We were challenged this week that if we want to reap generously, we need to sow generously (see Galatians 6:7). It is important that we sow in fertile ground if we want to have a good harvest. Motherhood has taught me that a child’s heart is the richest soil in which to plant seeds. For years, I’d read my boys Bible stories, pray with them, and try to bring up biblical principles as we went about our day. Deuteronomy 11:19 (NLT) says, “Teach [scripture] to your children. Talk about them when you are at home and when you are on the road, when you are going to bed and when you are getting up.” In spite of this, I often wondered if any of these seeds were germinating. Finally, one day as I told them the story of Jesus’ death, their eyes filled with tears, and when they heard He rose again, they gasped with joy, their faces shining. “He’s alive!” they shouted, filled with excitement. I understood better than ever why Jesus said that “unless you change and become like little children, you will never enter the kingdom of heaven. Therefore, whoever humbles himself like this little child is the greatest in the kingdom of heaven.” What a privilege to raise up those who have the potential to be the greatest in the kingdom!
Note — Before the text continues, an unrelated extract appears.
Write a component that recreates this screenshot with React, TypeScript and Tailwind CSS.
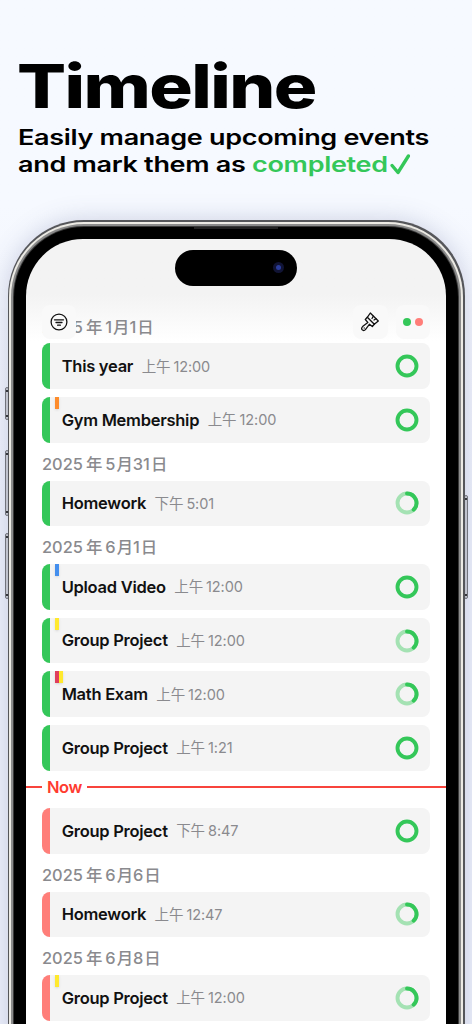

The time that we spend with our kids, the words we speak to them, and the example we set can yield an incredible harvest when our focus is on Jesus.
“The harvest is plentiful but the workers are few. Ask the Lord of the harvest, therefore, to send out workers into his harvest field.” Matthew 9:37-38 (NIV)
There is a massive harvest awaiting us, and so many who need to know God’s boundless, overflowing love for them. As we pray for God to send more workers to guide people to Him, let’s not forget that those of us with children in our lives have an incredible opportunity to raise up the next generation of harvesters, whose receptive hearts will multiply the seeds of faith we plant today. As we look to God to bring us from a place of scarcity to abundance, let’s plant those tiny seeds of faith and love in the lives of the young people God puts in our path. Let’s raise up a generation that is the greatest in the Kingdom.